Their next step was a 2011 show at the Center for Contemporary Arts called The Due Return, an interdimensional ship stranded on an alien landscape created by more than 100 artists. Audience members were welcome to touch the glowing flora and fauna surrounding the ship and learn about its passengers through a fictional archive.
It was a smashing success that only left one problem: Where would the collective go next?
“One of the things we thought made that show work was it had that singular image anyone can describe,” Brinkerhoff says. A ship. That was easy enough to convey.
A house. That’s easy enough, too.
And with that, House of Eternal Return was born.
Of course it wasn’t that easy. The collective was going to need a bigger space and that was going to cost money. It was going to mean making investment pitches to fundraise, developing an employee structure out of a group of artists and creating a business model that would support a solvent company.
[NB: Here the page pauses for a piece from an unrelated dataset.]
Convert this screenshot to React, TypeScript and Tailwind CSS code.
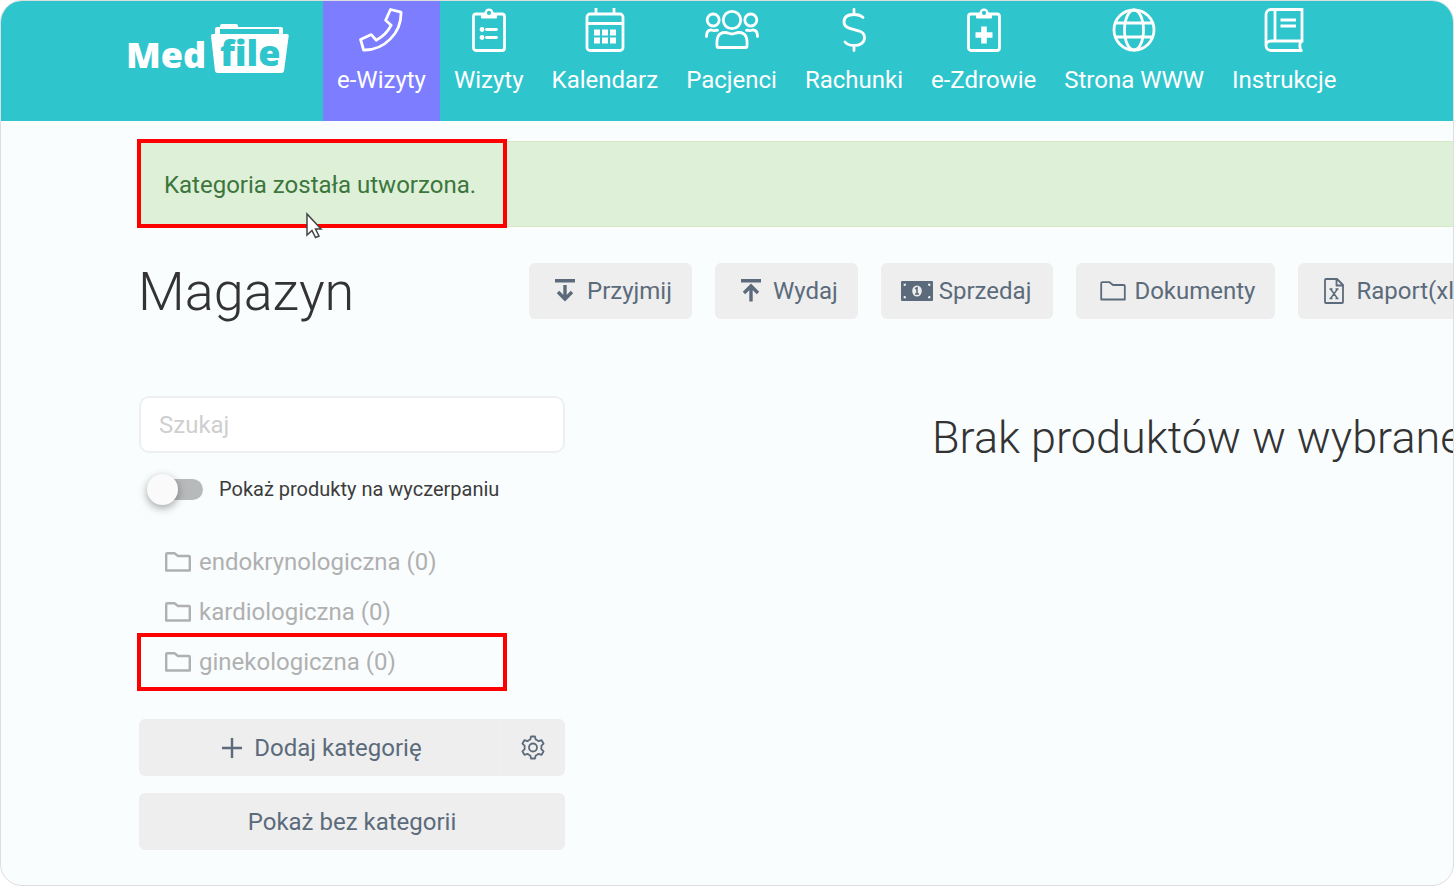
import React from "react";

const PhoneIcon = () => (
  <svg width="44" height="44" viewBox="0 0 44 44" fill="none" stroke="currentColor" strokeWidth="2.8" strokeLinejoin="round">
    <path d="M31.5 1.5 42 4.2C42.6 25 25 42.6 4.6 42L1.6 31.5 12.3 26.6 17.2 32.2C23.5 29 29 23.5 32.2 17.2L26.6 12.3Z" />
  </svg>
);

const ClipboardShape = () => (
  <>
    <rect x="1.5" y="6" width="31" height="36.5" rx="2.5" fill="none" stroke="currentColor" strokeWidth="2.8" />
    <path d="M9 6h4a4.1 4.1 0 0 1 8 0h4v3.5a1 1 0 0 1-1 1H10a1 1 0 0 1-1-1Z" fill="currentColor" />
    <circle cx="17" cy="4.9" r="3.3" fill="#2fc5cd" stroke="currentColor" strokeWidth="2.4" />
  </>
);

const VisitsIcon = () => (
  <svg width="34" height="44" viewBox="0 0 34 44">
    <ClipboardShape />
    <circle cx="10" cy="21.5" r="2.4" fill="currentColor" />
    <circle cx="10" cy="29.5" r="2.4" fill="currentColor" />
    <path d="M14.5 21.5h10M14.5 29.5h10" stroke="currentColor" strokeWidth="2.8" strokeLinecap="round" />
  </svg>
);

const HealthIcon = () => (
  <svg width="34" height="44" viewBox="0 0 34 44">
    <ClipboardShape />
    <path d="M14.2 18.5h5.6v5.7h5.7v5.6h-5.7v5.7h-5.6v-5.7H8.5v-5.6h5.7Z" fill="currentColor" />
  </svg>
);

const CalendarIcon = () => (
  <svg width="40" height="44" viewBox="0 0 40 44">
    <g fill="none" stroke="currentColor" strokeWidth="2.8">
      <rect x="2" y="6" width="36" height="36.5" rx="3" />
      <path d="M2 15.5h36M11 0v6M29 0v6" />
    </g>
    <path
      d="M9 21.5h6v6H9ZM17 21.5h6v6h-6ZM25 21.5h6v6h-6ZM9 29.5h6v6H9ZM17 29.5h6v6h-6ZM25 29.5h6v6h-6Z"
      fill="currentColor"
    />
  </svg>
);

const PatientsIcon = () => (
  <svg width="54" height="44" viewBox="0 0 54 44" fill="none" stroke="currentColor" strokeWidth="2.8" strokeLinecap="round">
    <circle cx="27" cy="12" r="8.7" />
    <circle cx="8.2" cy="12" r="6" />
    <circle cx="45.8" cy="12" r="6" />
    <path d="M12 38C11.5 30 13 24.5 20 24.5c3.5 0 4 1.5 7 1.5s3.5-1.5 7-1.5c7 0 8.5 5.5 8 13.5q0 1.5-1.5 1.5h-27Q12 39.5 12 38Z" />
    <path d="M1.5 28.5C1.5 24 3 22 6 22c1 0 1.5.6 3 .6s2-.6 3.5-.3M52.5 28.5c0-4.5-1.5-6.5-4.5-6.5-1 0-1.5.6-3 .6s-2-.6-3.5-.3" />
  </svg>
);

const DollarIcon = () => (
  <svg width="24" height="44" viewBox="0 0 24 44" fill="none" stroke="currentColor" strokeWidth="2.8" strokeLinecap="round">
    <path d="M12 1.5v5M12 37.5v5M21 9.5C19 7.5 15.5 6.5 12 6.5c-6 0-10 2.5-10 7.5 0 10.5 20.5 4.5 20.5 15.5 0 5.5-4.5 8-10.5 8-4 0-7-1-9-3.5" />
  </svg>
);

const GlobeIcon = () => (
  <svg width="44" height="44" viewBox="0 0 44 44" fill="none" stroke="currentColor" strokeWidth="2.8">
    <circle cx="22" cy="22" r="20" />
    <ellipse cx="22" cy="22" rx="9.5" ry="20" />
    <path d="M3.5 15h37M3.5 29h37" />
  </svg>
);

const BookIcon = () => (
  <svg width="40" height="44" viewBox="0 0 40 44" fill="none" stroke="currentColor" strokeWidth="2.8">
    <path d="M38 1.5H7C4 1.5 2 3.5 2 6.5v31c0 3 2 5 5 5h31.5M38 0v33H7c-3 0-5 2-5 4.5M11 1.5V33M37 33c-1.5 3-1.5 6.5 0 9.5" />
    <path d="M16.5 12H32M16.5 18H32" strokeWidth="3" />
  </svg>
);

const FolderIcon = ({ strokeWidth = 1.8 }: { strokeWidth?: number }) => (
  <svg
    width="26"
    height="20"
    viewBox="0 0 26 20"
    fill="none"
    stroke="currentColor"
    strokeWidth={strokeWidth}
    strokeLinejoin="round"
    className="shrink-0"
  >
    <path d="M1.2 2.2q0-1 1-1h7.3L13 4h10.8q1 0 1 1v13.5H1.2Z" />
  </svg>
);

const ReceiveIcon = () => (
  <svg width="20" height="24" viewBox="0 0 20 24" fill="none" stroke="currentColor" strokeWidth="3.4">
    <path d="M0 1.7h20M10 6v13M3 13l7 7 7-7" />
  </svg>
);

const IssueIcon = () => (
  <svg width="20" height="24" viewBox="0 0 20 24" fill="none" stroke="currentColor" strokeWidth="3.4">
    <path d="M0 1.7h20M10 22.5V8M3 14l7-7 7 7" />
  </svg>
);

const MoneyIcon = () => (
  <svg width="32" height="20" viewBox="0 0 32 20">
    <rect width="32" height="20" rx="1" fill="currentColor" />
    <path d="M3.5 5V3.5H5M27 3.5h1.5V5M28.5 15v1.5H27M5 16.5H3.5V15" fill="none" stroke="#eee" strokeWidth="1.6" />
    <ellipse cx="16" cy="10" rx="4.8" ry="5.5" fill="#eee" />
    <path d="M14 7.8 16 6.8v6M14 13h4" fill="none" stroke="currentColor" strokeWidth="1.6" />
  </svg>
);

const ExcelIcon = () => (
  <svg width="20" height="26" viewBox="0 0 20 26" fill="none" stroke="currentColor" strokeWidth="1.8" strokeLinejoin="round">
    <path d="M1 2q0-1 1-1h11l6 6v17q0 1-1 1H2q-1 0-1-1ZM12.5 1v6.5H19" />
    <path d="m6.5 11 7 9.5M13.5 11l-7 9.5M5.5 11h3M11.5 11h3M5.5 20.5h3M11.5 20.5h3" strokeWidth="1.4" />
  </svg>
);

const PlusIcon = () => (
  <svg width="20" height="20" viewBox="0 0 20 20" stroke="currentColor" strokeWidth="2.4">
    <path d="M10 0v20M0 10h20" />
  </svg>
);

const GearIcon = () => (
  <svg width="26" height="26" viewBox="0 0 26 26" fill="none" stroke="currentColor" strokeWidth="1.8" strokeLinejoin="round">
    <path d="M10.3 4.5 11 1.5h4l.7 3q1.6.6 2.9 1.7l3-1 2 3.5-2.3 2.1q.3 1.7 0 3.4l2.3 2.1-2 3.5-3-1q-1.3 1.1-2.9 1.7l-.7 3h-4l-.7-3q-1.6-.6-2.9-1.7l-3 1-2-3.5 2.3-2.1q-.3-1.7 0-3.4L2.4 8.7l2-3.5 3 1q1.3-1.1 2.9-1.7Z" />
    <circle cx="13" cy="12.5" r="4" />
  </svg>
);

const Logo = () => (
  <svg
    width="162"
    height="52"
    viewBox="0 0 162 52"
    fill="white"
    role="img"
    aria-label="MedFile"
    className="overflow-visible"
  >
    <text x="-1" y="45" fontFamily="'Open Sans', sans-serif" fontWeight="800" fontSize="36">
      Med
    </text>
    <path d="M88 13V6q0-2 2-2h3V3q0-2 2-2h14q2 0 2 2v1h43q2 0 2 2v7h-4V6H93v7Z" />
    <path d="M86 11h74q2 0 1.7 2L157 48q-.4 2-2.5 2h-64q-2 0-2.5-2L84 13q-.2-2 2-2Z" />
    <text x="93" y="43" fill="#2fc5cd" fontFamily="'Open Sans', sans-serif" fontWeight="800" fontSize="36">
      file
    </text>
  </svg>
);

const navItems = [
  { label: "e-Wizyty", icon: PhoneIcon, active: true },
  { label: "Wizyty", icon: VisitsIcon },
  { label: "Kalendarz", icon: CalendarIcon },
  { label: "Pacjenci", icon: PatientsIcon },
  { label: "Rachunki", icon: DollarIcon },
  { label: "e-Zdrowie", icon: HealthIcon },
  { label: "Strona WWW", icon: GlobeIcon },
  { label: "Instrukcje", icon: BookIcon },
];

const actions = [
  { label: "Przyjmij", icon: ReceiveIcon, style: "gap-3 pl-[26px] pr-5" },
  { label: "Wydaj", icon: IssueIcon, style: "gap-3 pl-[26px] pr-5" },
  { label: "Sprzedaj", icon: MoneyIcon, style: "gap-1.5 pl-5 pr-[22px]" },
  { label: "Dokumenty", icon: FolderIcon, style: "gap-2 pl-6 pr-5" },
  { label: "Raport(xls)", icon: ExcelIcon, style: "gap-3 pl-[26px] pr-5" },
];

const categories = [
  { name: "endokrynologiczna", count: 0 },
  { name: "kardiologiczna", count: 0 },
  { name: "ginekologiczna", count: 0, highlighted: true },
];

const Header = () => (
  <header className="flex h-[120px] shrink-0 bg-[#2fc5cd] pl-[126px] text-white">
    <a href="#" className="mr-[34px] shrink-0 pt-[22px]">
      <Logo />
    </a>
    <nav className="flex">
      {navItems.map(({ label, icon: Icon, active }) => (
        <a
          key={label}
          href="#"
          className={`flex flex-col items-center whitespace-nowrap px-[14px] pt-[7px] ${
            active ? "bg-[#7d7dff]" : ""
          }`}
        >
          <Icon />
          <span className="mt-3 leading-8">{label}</span>
        </a>
      ))}
    </nav>
  </header>
);

const Sidebar = () => (
  <aside className="w-[426px] shrink-0">
    <input
      type="text"
      aria-label="Szukaj"
      placeholder="Szukaj"
      className="block h-[57px] w-full rounded-[10px] border-2 border-[#edf0f2] bg-white px-[18px] placeholder:text-[#cfcfcf] focus-visible:outline-none"
    />
    {/* low stock switch */}
    <label className="mt-5 flex h-8 items-center gap-4 pl-2 text-[20px] text-[#3c3c3c]">
      <span className="relative flex h-8 w-14 items-center">
        <input type="checkbox" className="peer absolute inset-0 z-10 opacity-0" />
        <span className="ml-2 h-[21px] w-12 rounded-full bg-[#b8b9ba]" />
        <span className="absolute left-0 size-[31px] rounded-full bg-[#fafafa] shadow-[0_3px_8px_rgba(0,0,0,0.35)] peer-checked:left-6" />
      </span>
      Pokaż produkty na wyczerpaniu
    </label>
    {/* category list */}
    <ul className="mt-8 text-[#b0b0b0]">
      {categories.map(({ name, count, highlighted }) => (
        <li key={name} className="relative">
          <a href="#" className="flex h-[50px] items-center gap-2 pl-[26px]">
            <FolderIcon strokeWidth={2.4} />
            {name} ({count})
          </a>
          {highlighted && (
            <span className="absolute -left-0.5 -top-1 h-[58px] w-[370px] border-4 border-[#ff0000]" />
          )}
        </li>
      ))}
    </ul>
    <div className="mt-8 flex h-[57px] rounded-md bg-[#eee] text-[#5b6b7b]">
      <button type="button" className="flex grow items-center justify-center gap-3 pl-1.5">
        <PlusIcon />
        Dodaj kategorię
      </button>
      <button type="button" aria-label="Ustawienia" className="flex w-[66px] items-center justify-center border-l border-[#f1f1f1]">
        <GearIcon />
      </button>
    </div>
    <button type="button" className="mt-[17px] h-[57px] w-full rounded-md bg-[#eee] text-[#5b6b7b]">
      Pokaż bez kategorii
    </button>
  </aside>
);

const App = () => {
  return (
    <div className="flex min-h-screen flex-col overflow-hidden rounded-[22px] border border-[#dcdedf] bg-[#f9fdfe] font-[Roboto,sans-serif] text-[24px]">
      <Header />
      <main className="pl-[137px]">
        <div className="relative mt-5 flex h-[86px] items-center border-y border-[#d6e9c6] bg-[#dff0d8] pl-[26px] pt-0.5 text-[#3c763d]">
          Kategoria została utworzona.
          <span className="absolute -left-px -top-[3px] h-[89px] w-[370px] border-4 border-[#ff0000]" />
          <svg width="18" height="28" viewBox="0 0 18 28" className="absolute left-[167px] top-[70px]">
            <path d="M2 2v21l5-4.5 3.5 7 3.5-1.5-3.5-7H16Z" fill="white" stroke="#444" strokeWidth="1.5" />
          </svg>
        </div>
        {/* title and actions */}
        <div className="mt-9 flex h-14 items-center">
          <h1 className="w-[391px] shrink-0 pt-0.5 text-[54px] font-light leading-none text-[#333]">Magazyn</h1>
          <div className="flex gap-[23px]">
            {actions.map(({ label, icon: Icon, style }) => (
              <button
                key={label}
                type="button"
                className={`flex h-14 shrink-0 items-center whitespace-nowrap rounded-md bg-[#eee] text-[#5b6b7b] ${style}`}
              >
                <Icon />
                {label}
              </button>
            ))}
          </div>
        </div>
        <div className="mt-[77px] flex pl-px">
          <Sidebar />
          <section className="grow pl-[367px] pt-2">
            <h2 className="whitespace-nowrap text-[45px] font-light text-[#333]">
              Brak produktów w wybranej kategorii
            </h2>
          </section>
        </div>
      </main>
    </div>
  );
};

export default App;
It just so happened Kadlubek had the ear of Game of Thrones author and fellow Santa Fe resident George R. R. Martin, whose local theater Kadlubek had worked at for a time. Martin ultimately purchased and renovated an old bowling ally to the tune of $3 million for the art collective.
“How many people would really understand this idea of creating these elaborate worlds and what are the odds that one of those people lives in Santa Fe and is a fan of Meow Wolf?” Brinkerhoff asks. “It’s just a stroke of pure luck.”
The House of Eternal Return saw 400,000 visitors in its first year, half a million in its second year, and boasts a staff of nearly 200. It tells the story of a family from Mendocino, California, trapped a dimensional rift. Their Victorian home is filled with portals beyond time and space, where the audience can dip in and out of supernatural settings by walking through a refrigerator door or sliding through a clothes dryer. Like the ship, there are clues about the family’s life scattered through the house. There are fantastical tree houses and dinosaur bones that glow in the dark and a functioning harp with lasers for strings. In February the installation closed for a few weeks for updates, including a cafe, the Cake Room and a new portal into the multiverse. They say you need more than 100 hours in the installation to see everything it has to offer.
In 2019 Meow Wolf will open its second permanent installation in Las Vegas, followed by the opening of its third iteration in Denver in 2020. Brinkerhoff says they’ll announce two more locations later in 2018.
The rapid success has created growing pains as the collective learns how to balance business and art.
Montoya, lead artistic director and graphic designer, will be splitting her time between Denver and Las Vegas as the new installations develop.
Each new installation will be created 50 percent by local artists and 50 percent by the Santa Fe collective.
“We’re trying to build a structure that these new artists can plug into and feel really excited about,” Brinkerhoff says. “We really want whatever community we’re in, we want that project to be embraced in a meaningful way.”
For the founders of Meow Wolf, the experience is a lot like watching a child take its first steps, or handing a teenager the keys to the car.
“It’s getting to the point where we just had our 10-year anniversary, and it might have been our baby once but now it’s like a preteen,” Montoya says.
“In a lot of ways we’re just along for the ride.”